O governo Fátima, que até então vinha expressando uma posição gelatinosa sobre o tema, sinalizando meio que um apoio crítico e afirmando: “defendemos a necessidade dela [Reforma da Previdência], mas desde que a proposta não venha penalizar os trabalhadores e os mais pobres”, agora, no início de agosto deixou clara a fatídica posição do governo. Na ultima reunião do Fórum dos Governadores do Brasil, representado pelo vice-governador Antenor Roberto (PCdoB), firmou o aval do governo estadual para a inclusão de estados e municípios na Reforma. Em discurso durante o encontro, Antenor disparou: “o tema foi o primeiro a ser abordado no fórum e o que durou mais tempo em debate. Os governadores estão convencidos, e também é a posição da governadora Fátima Bezerra que a reforma tem que ser nacional.”

Esse posicionamento que se apoia em desbotadas ideias liberais joga água no moinho dos que ecoam há décadas a falácia de que um suposto “deficit“ da previdência seria responsável pelo “buraco das contas públicas” e pela crise. Mas não nos causa espanto, uma vez que Fátima Bezerra, enquanto deputada federal, apoiou a reforma da Previdência do governo Lula em 2003 que atacou o funcionalismo público federal, enquanto os parlamentares do PT que se insurgiram para não trair os trabalhadores foram expulsos do partido e fundaram o PSOL. 

Mas o que mais impressiona é que agora o governo Fátima, de apoiador crítico da reforma da previdência de Bolsonaro, passou a questionar sua insuficiência e a fazer lobby junto aos senadores para incluir os estados e municípios, o que penalizará sobretudo, os servidores públicos, milhares de professoras, agentes de saúde, assistentes sociais e outras categorias que serão duramente atingidas. Uma atitude que contraria suas promessas durante a campanha eleitoral, quando dizia: “Eu acabei de me reunir com o Fonacate, que é o Fórum Nacional das Carreiras Típicas de Estado, e reafirmei o compromisso com os servidores públicos do Rio Grande do Norte. Gestão profissionalizada, diálogo permanente, políticas de valorização e todo o empenho para regularizar o pagamento em dia dos servidores.
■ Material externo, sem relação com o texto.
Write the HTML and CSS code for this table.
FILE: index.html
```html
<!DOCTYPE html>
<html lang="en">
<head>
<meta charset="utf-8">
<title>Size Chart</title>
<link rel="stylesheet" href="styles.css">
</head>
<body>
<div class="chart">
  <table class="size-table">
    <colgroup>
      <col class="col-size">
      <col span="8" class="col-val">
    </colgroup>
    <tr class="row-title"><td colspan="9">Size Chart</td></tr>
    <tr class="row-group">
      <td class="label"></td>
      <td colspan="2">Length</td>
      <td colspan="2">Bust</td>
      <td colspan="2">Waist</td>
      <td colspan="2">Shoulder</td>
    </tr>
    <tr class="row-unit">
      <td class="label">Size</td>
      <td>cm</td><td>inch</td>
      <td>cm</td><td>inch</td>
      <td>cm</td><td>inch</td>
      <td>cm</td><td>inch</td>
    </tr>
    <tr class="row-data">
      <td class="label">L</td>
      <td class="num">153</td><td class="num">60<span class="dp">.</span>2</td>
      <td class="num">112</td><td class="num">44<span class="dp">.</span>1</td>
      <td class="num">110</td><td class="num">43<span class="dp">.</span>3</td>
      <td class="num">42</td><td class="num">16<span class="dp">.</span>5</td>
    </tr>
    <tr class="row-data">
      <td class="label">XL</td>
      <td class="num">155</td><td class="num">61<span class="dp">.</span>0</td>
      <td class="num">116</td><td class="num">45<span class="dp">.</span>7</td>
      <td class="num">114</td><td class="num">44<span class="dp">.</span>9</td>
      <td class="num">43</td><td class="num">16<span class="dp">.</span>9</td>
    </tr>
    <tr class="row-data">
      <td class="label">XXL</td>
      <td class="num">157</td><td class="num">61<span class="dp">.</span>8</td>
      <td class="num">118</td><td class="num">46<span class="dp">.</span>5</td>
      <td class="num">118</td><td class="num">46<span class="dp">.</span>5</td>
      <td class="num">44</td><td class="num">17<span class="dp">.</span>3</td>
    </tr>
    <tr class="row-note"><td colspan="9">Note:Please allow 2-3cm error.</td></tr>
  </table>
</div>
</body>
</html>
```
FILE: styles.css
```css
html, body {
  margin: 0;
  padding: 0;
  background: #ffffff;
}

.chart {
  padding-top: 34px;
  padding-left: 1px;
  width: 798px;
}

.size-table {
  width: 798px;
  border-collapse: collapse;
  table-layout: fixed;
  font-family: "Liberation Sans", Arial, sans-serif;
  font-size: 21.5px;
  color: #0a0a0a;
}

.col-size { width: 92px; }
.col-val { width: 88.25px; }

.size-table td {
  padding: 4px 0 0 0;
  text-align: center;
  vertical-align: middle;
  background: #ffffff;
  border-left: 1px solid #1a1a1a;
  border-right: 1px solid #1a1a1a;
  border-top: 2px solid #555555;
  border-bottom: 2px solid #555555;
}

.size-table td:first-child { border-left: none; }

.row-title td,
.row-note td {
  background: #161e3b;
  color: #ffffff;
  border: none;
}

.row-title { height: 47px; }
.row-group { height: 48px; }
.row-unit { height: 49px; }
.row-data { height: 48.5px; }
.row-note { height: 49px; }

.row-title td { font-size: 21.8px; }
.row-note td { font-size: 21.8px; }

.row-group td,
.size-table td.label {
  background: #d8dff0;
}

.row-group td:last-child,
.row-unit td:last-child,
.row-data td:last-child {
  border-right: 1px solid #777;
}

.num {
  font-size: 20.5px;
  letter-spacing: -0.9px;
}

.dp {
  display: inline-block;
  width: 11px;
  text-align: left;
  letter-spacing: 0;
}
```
Uma gestão onde os servidores de carreira sejam valorizados” Não é demais lembrar, que ela denunciava duramente o seu antecessor, o governo Robinson Faria (PSD) pelos sucessivos saques de recursos da previdência estadual e pela tentativa de aprovar uma dura reforma contra os servidores na ALERN no início de 2018. 

No lugar de escolher o caminho da “gestão responsável”, nome pomposo para um projeto ancorado em fórmulas liberais, o atual governo deveria realizar uma varredura nas contas do IPERN (Instituto de aposentadoria do funcionalismo estadual) através de uma auditoria e devolver ao fundo todo o valor retirado ilegalmente pelo governo anterior, equilibrando financeiramente o IPERN. Também precisa retirar seu apoio a proposta de inclusão dos estados e municípios à reforma e chamar as organizações dos trabalhadores para construir propostas que garantam o direito do funcionalismo a aposentadoria digna.
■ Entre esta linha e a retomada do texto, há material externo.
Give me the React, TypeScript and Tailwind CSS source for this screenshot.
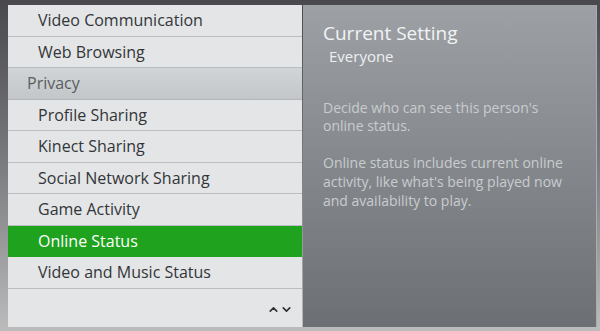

Porém, o governo parece escolher o caminho que só penaliza os trabalhadores em nome de uma política de austericídio fiscal responsável por nacionalmente aprofundar uma crise que está sendo descarregada integralmente sob os trabalhadores, resultando em arrocho e desemprego em massa. É lamentável que enquanto mobilizações de trabalhadores, jovens, indígenas, quilombolas ocorrem em todo o país e também no RN, se enfrentando contra as ações do governo Bolsonaro (que ataca ostensivamente os direitos sociais e as liberdades democráticas), o governo Fátima Bezerra que foi eleita sob uma agenda política oposta(que ecoava muitas dessas lutas), vire as costas e passe a fazer coro com a burguesia, Bolsonaro e Rodrigo Maia para atacar os direitos da classe trabalhadora e o futuro da juventude. 

Todos as lutadoras e lutadores que tomaram as ruas do país no ultimo período precisam repudiar a postura do governo Fátima, e lutar para que as centrais sindicais, a UNE, o MST façam o mesmo e intensifiquem junto com as demais organizações políticas e sociais da classe trabalhadora a luta em defesa do direito a aposentadoria e demais direitos sociais e trabalhistas ameaçados.